ROACH2 packetised correlator sizing
ROACH-II was primarily specified for the packetised correlator, which was considered to be the most demanding application. This page explains the reasoning behind choosing the memory interfaces and capacities, as well as IO bandwidth for ROACH2.
Executive Summary
To enable MeerKAT, PAPER and ATA correlator requirements, ROACH2 should be upgraded over ROACH1 as follows:
- A Virtex-6 SX475 main FPGA.
- Four 36bit QDR parts of 36Mibit each (144Mibit for MeerKAT2 upgrade path).
- A 72-bit DRAM DIMM slot, capable of housing at least a 256MiB DIMM running at or faster than 250MHz DDR.
- At least four 10GbE ports (more will be needed for beamforming).
Additionally, it would be convenient to have:
- Increased PPC-FPGA datarates (32bit bus?).

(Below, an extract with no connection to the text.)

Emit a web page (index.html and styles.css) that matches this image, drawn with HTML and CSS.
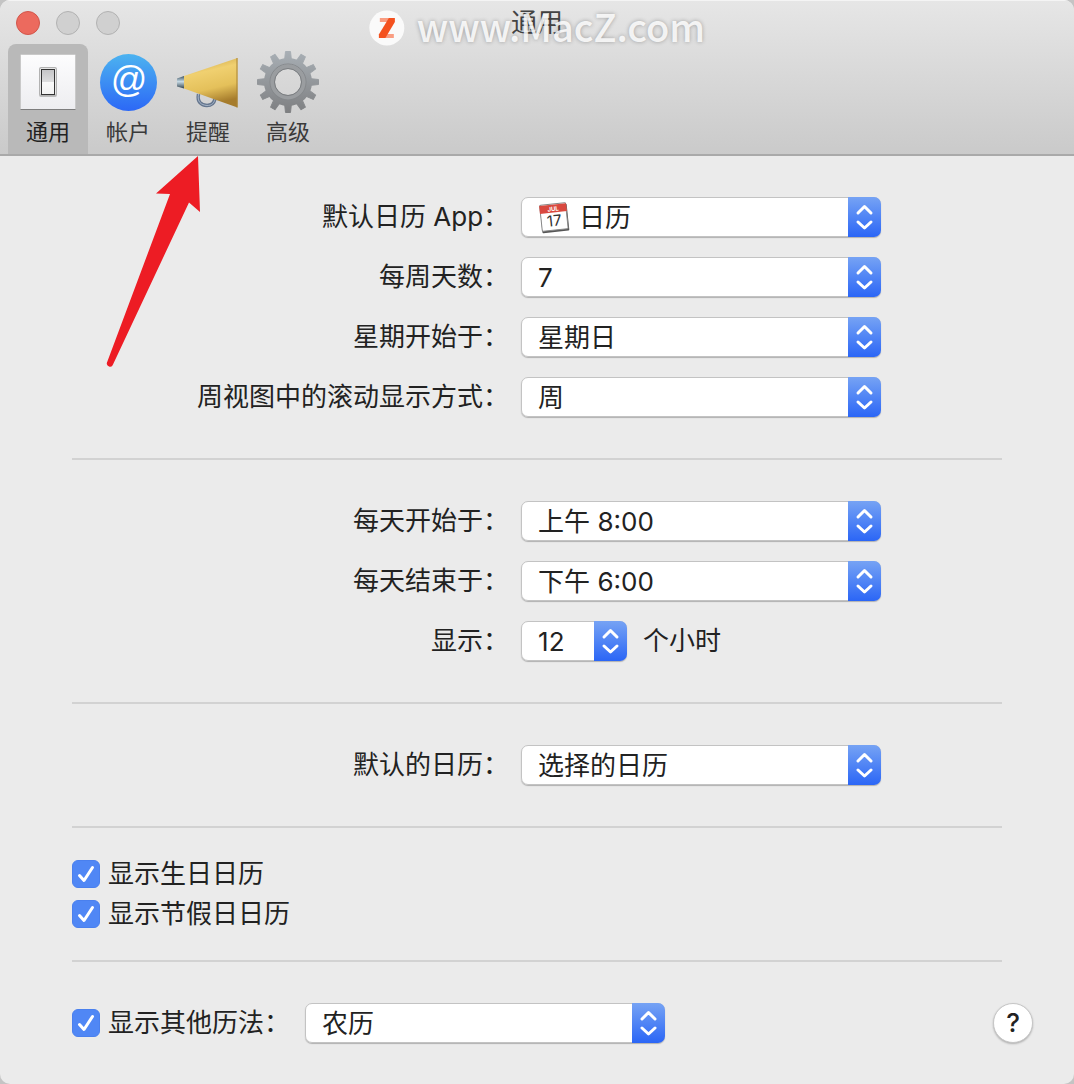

F engine coarse delay compensation
Simple delay compensation implementation requires dual-ported memory. Likely to put in on-FPGA BRAM.
Delay = baseline / speed of signal. Speed of signal ~ 300 000km/s.
For each polarisation, we then need:
Longest delay | Sample rate | Samples | Mem req'd at 8b/sample |
---|---|---|---|
1 km | 1Gsps | 3K | 26Kb |
8 km | 2Gsps | 53K | 417Kb |
20 km | 1Gsps | 66K | 520Kb |
20 km | 2Gsps | 133K | 1017Kb |
60 km | 1Gsps | 198K | 1562Kb |
60 km | 2Gsps | 396K | 3125Kb |
60 km | 4Gsps | 792K | 6250Kb |
MeerKAT will see each F board processing two polarisations, so the numbers in the table above need to be doubled.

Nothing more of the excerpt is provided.